API-first design means identifying and/or defining key actors and personas, determining what those actors and personas expect to be able to do with APIs (i.e., what are the possible use-cases, user narratives, or stories that encapsulate the business problems these people need to solve), and -- very important -- trying to understand the mental model each actor brings to the problem space. The mental model will drive architectural and design decisions at various levels (for example, it will suggest what kinds of business objects each user thinks in terms of) and will keep the overall process on a track toward good usability.

It's not necessary to overspecify the API at the outset, the way most products are overspecified at the requirements stage. You can begin writing mock code immediately. The nice thing about writing to an API is that you find out very quickly whether it is serving your needs; you learn where the holes are. That means an API-first design process is, to a degree, self-guiding.

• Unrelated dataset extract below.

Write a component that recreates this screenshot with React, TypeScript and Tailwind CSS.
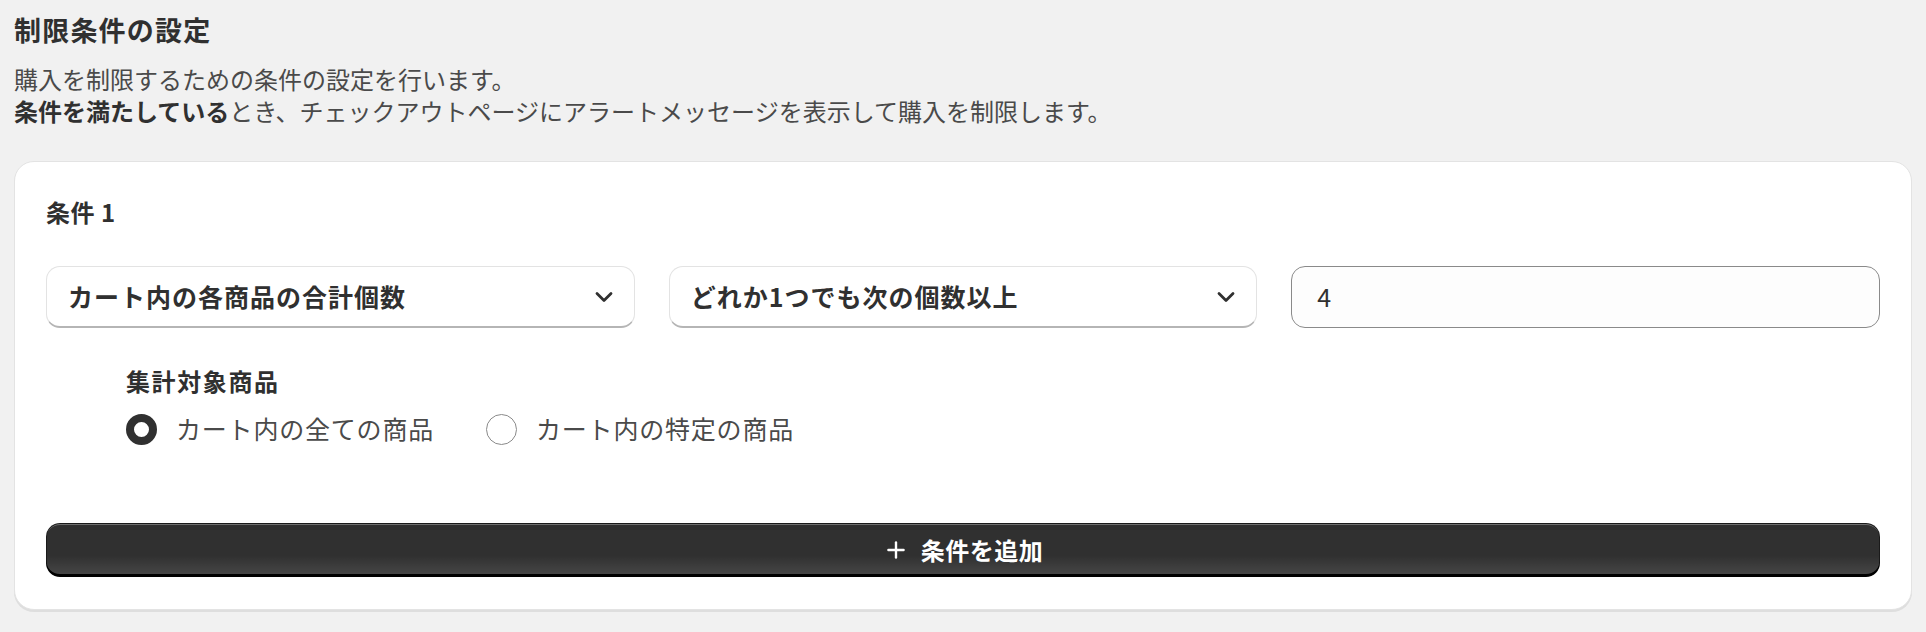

An overspecified API is your enemy. In the end, it will constrain the user in funny ways, and if you use the API as the core of your development, it will constrain your developers, too.

And that brings up the most important reason to consider API-first design, which is that you get a tool for creating the product itself. Your developers end up using the API to write the product. Early API mocks are the basis of unit tests. There's no downstream costs to "adding on" an API later, because it's already core. When the API is finally delivered to customers, its capabilities have been thoroughly tested (by your own R&D team, who used it to build the product).

So at the top level of the (fictional) Middleware API Maturity Model (if such a thing existed), there'd no doubt have to be a nirvana level called "API-driven design," characterized by the well-known Dogfood Pattern (tm), where you consume your own API as part of everything you build. Most vendors practice this to a greater or lesser extent already, but if you start from a strategy of API-first design, the degree of API reuse can be very high indeed.

I know of only a couple of R&D organizations that are aggressively and systematically applying an API-first design methodology right now. I have a feeling the number will grow. It's too good an idea not to.